Pollock agreed, which, says Motherwell, “I regard as something of a miracle, when
I think of what a loner he was.” Pollock even volunteered his studio as a work site,
since it was the better equipped of the two. Together the two artists tore, pasted,
and composed, trying to make collages that could hold their own next to Picasso’s
and Braque’s legendary combinations of sheet music, cardboard, chair caning, playing
cards, and the like. For Motherwell the experience turned out to be a revelation.
He appreciated the quick-drying properties of collage, which eliminated the tedious
problem of having to wait for oil paint to dry before going back to revise—and Motherwell’s
art had so far been a process of ongoing revision. He would make many more collages
and was later to emerge (as was Lee Krasner) as a master of the medium. For Pollock
the experience was also a revelation. He realized he did not like making collages.
No amount of tearing or pasting could allow him to capture the spontaneity or immediacy
of even one brushstroke or one sketched line. Unimpressed with his finished product,
Pollock applied a match to the paper and burned the edges.

Pollock’s debut at Art of This Century was somewhat anticlimactic. His name was misspelled
as “Pollach” on the exhibition announcement, and his participation went unnoticed
by the press, save for a lone reviewer who described his collage as “nice.” The collage
didn’t sell. After the show closed, Pollock took it home and threw it away.

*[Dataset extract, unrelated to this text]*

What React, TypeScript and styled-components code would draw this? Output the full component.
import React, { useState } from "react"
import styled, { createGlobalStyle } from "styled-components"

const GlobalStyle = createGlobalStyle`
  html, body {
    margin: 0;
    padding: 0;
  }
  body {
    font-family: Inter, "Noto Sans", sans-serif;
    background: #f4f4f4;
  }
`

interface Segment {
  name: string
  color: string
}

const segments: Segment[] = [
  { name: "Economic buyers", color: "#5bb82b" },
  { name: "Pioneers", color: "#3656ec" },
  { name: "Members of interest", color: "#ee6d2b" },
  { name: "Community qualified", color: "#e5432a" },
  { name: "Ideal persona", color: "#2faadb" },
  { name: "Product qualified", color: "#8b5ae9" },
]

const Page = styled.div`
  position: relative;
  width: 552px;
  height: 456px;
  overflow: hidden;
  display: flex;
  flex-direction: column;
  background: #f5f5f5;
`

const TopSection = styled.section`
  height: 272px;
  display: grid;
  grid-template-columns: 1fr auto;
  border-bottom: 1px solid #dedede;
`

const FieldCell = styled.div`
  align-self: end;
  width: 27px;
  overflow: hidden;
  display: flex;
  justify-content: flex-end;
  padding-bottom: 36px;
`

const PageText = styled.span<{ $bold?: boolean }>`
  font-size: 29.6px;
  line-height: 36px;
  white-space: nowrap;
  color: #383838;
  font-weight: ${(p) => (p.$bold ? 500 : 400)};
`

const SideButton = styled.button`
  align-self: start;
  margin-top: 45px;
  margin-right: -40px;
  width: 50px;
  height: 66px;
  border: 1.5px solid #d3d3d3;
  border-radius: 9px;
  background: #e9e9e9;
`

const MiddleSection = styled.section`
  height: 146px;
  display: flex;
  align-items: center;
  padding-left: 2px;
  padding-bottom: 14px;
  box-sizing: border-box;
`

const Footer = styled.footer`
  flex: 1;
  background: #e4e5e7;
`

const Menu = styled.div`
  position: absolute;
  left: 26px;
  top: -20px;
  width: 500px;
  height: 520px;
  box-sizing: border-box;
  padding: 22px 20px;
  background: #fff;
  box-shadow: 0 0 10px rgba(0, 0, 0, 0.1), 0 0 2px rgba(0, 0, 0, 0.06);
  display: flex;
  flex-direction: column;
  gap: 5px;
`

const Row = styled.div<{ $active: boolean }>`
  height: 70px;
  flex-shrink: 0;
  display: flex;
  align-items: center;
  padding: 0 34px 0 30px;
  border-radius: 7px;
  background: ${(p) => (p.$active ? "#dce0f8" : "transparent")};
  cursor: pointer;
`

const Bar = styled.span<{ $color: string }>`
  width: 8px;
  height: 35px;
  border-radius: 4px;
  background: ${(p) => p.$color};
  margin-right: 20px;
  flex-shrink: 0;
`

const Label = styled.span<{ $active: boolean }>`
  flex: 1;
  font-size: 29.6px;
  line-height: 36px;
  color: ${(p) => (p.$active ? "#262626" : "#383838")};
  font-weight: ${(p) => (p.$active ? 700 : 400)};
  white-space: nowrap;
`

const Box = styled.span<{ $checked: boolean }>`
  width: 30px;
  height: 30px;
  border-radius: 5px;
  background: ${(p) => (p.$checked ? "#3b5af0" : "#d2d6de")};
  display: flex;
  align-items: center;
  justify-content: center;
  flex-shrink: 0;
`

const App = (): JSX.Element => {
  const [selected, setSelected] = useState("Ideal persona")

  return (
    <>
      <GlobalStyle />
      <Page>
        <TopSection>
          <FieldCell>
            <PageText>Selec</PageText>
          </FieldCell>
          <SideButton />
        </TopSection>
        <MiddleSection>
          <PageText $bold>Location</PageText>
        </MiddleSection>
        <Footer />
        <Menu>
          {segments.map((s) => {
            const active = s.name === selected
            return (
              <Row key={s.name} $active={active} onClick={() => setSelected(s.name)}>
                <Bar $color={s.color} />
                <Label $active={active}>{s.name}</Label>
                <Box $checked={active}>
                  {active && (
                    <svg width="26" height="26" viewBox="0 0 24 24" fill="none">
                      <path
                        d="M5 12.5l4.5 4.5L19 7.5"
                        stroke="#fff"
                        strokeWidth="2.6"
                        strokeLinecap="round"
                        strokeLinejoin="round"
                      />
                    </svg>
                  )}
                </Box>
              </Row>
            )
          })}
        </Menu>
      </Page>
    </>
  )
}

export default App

It was the last time Pollock went unnoticed. In April 1943, while the collage show
was still on exhibit, Peggy Guggenheim announced plans to hold the first of her annual
“Spring Salons,” a competition-exhibition for young artists working in America. Advertisements
were placed in the art magazines soliciting recent work by artists under thirty-six,
and a jury was selected. Pollock, in accordance with the rules, dropped off a painting
at the gallery, choosing to submit his
Stenographic Figure
. (At the time it was titled simply
Painting
.)

On the day set aside for jurying, Mondrian was the first of the judges to arrive at
the gallery. As Peggy Guggenheim busily arranged paintings around the room, Mondrian
walked over to Pollock’s
Painting
and spent a few moments looking at it. “Pretty awful, isn’t it?” Peggy asked him.
“That’s not painting, is it?” She came back twenty minutes later to find Mondrian
still looking at the Pollock. “There is absolutely no discipline at all,” she said.
“This young man has serious problems . . . and painting is one of them. I don’t think
he’s going to be included.” She told Mondrian that she felt a little bit awkward about
rejecting Pollock from the “Spring Salon” because Matta had endorsed him highly and
so had her assistant, Howard Putzel. As Peggy Guggenheim talked, Mondrian continued
to study the Pollock. He turned to her suddenly. “Peggy,” he said. “I don’t know.
I have a feeling that this may be the most exciting painting that I have seen in a
long, long time, here or in Europe.”

As the other jurors arrived—they included Duchamp and Alfred Barr—Peggy ushered them
across the room one by one. “I want you to see something very exciting,” she told
them. “It’s by someone called Pollock.”

The “Spring Salon for Young Artists” opened at the gallery in May 1943, and the show
marked a turning point for Pollock. He
was singled out in the press as the one painter in the show—there were more than thirty
altogether—who possessed unmistakable talent. Jean Connolly, who was then living with
Peggy Guggenheim, reported in
The Nation
that the painting had made the jury “starry-eyed.” A more objective viewer, Robert
Coates, of
The New Yorker
, felt that most of the work in the show was amateurish but that “in Jackson Pollock’s
abstract ‘Painting,’ with its curious reminiscences of both Matisse and Miró, we have
a real discovery.”

The painting did not sell, but Pollock had accomplished the more difficult task of
winning critical acclaim. Only six months earlier Peggy Guggenheim had listened almost
indifferently as Matta had informed her of the existence of several young American
painters whom she might want to include in the frequent group shows at the gallery.
Now she was considering turning over the entire gallery to the work of one American—she
was thinking of giving Pollock a one-man show. But first she needed to know whether
he was capable of producing enough good paintings to justify such an event. She made
an appointment to see his work, arranging to stop by his studio on the afternoon of
June 26, the day the “Spring Salon” closed.

Peggy Guggenheim arrived at 46 East Eighth Street on Saturday afternoon, as scheduled.
She knocked. No one answered. Where could they possibly be? she wondered angrily.

That morning Pollock and Lee had attended the wedding of their friend Peter Busa at
his apartment in the Village. Only a few minutes before the nuptials began, Pollock,
who was supposed to be best man, had helped himself to a few drinks and proceeded
to fall facedown on the living room floor. He was dragged into a bedroom, where he
slept contentedly until the ceremony ended, at which point Lee, in a frantic mood,
rushed to his side to shake him into consciousness and remind him that today was the
most important day of his life: Peggy Guggenheim was coming to his studio to see his
work and decide whether she should give him a one-man show. As Pollock mumbled incoherently,
Lee grabbed him by the arm and took him to a drugstore to sober him up with coffee.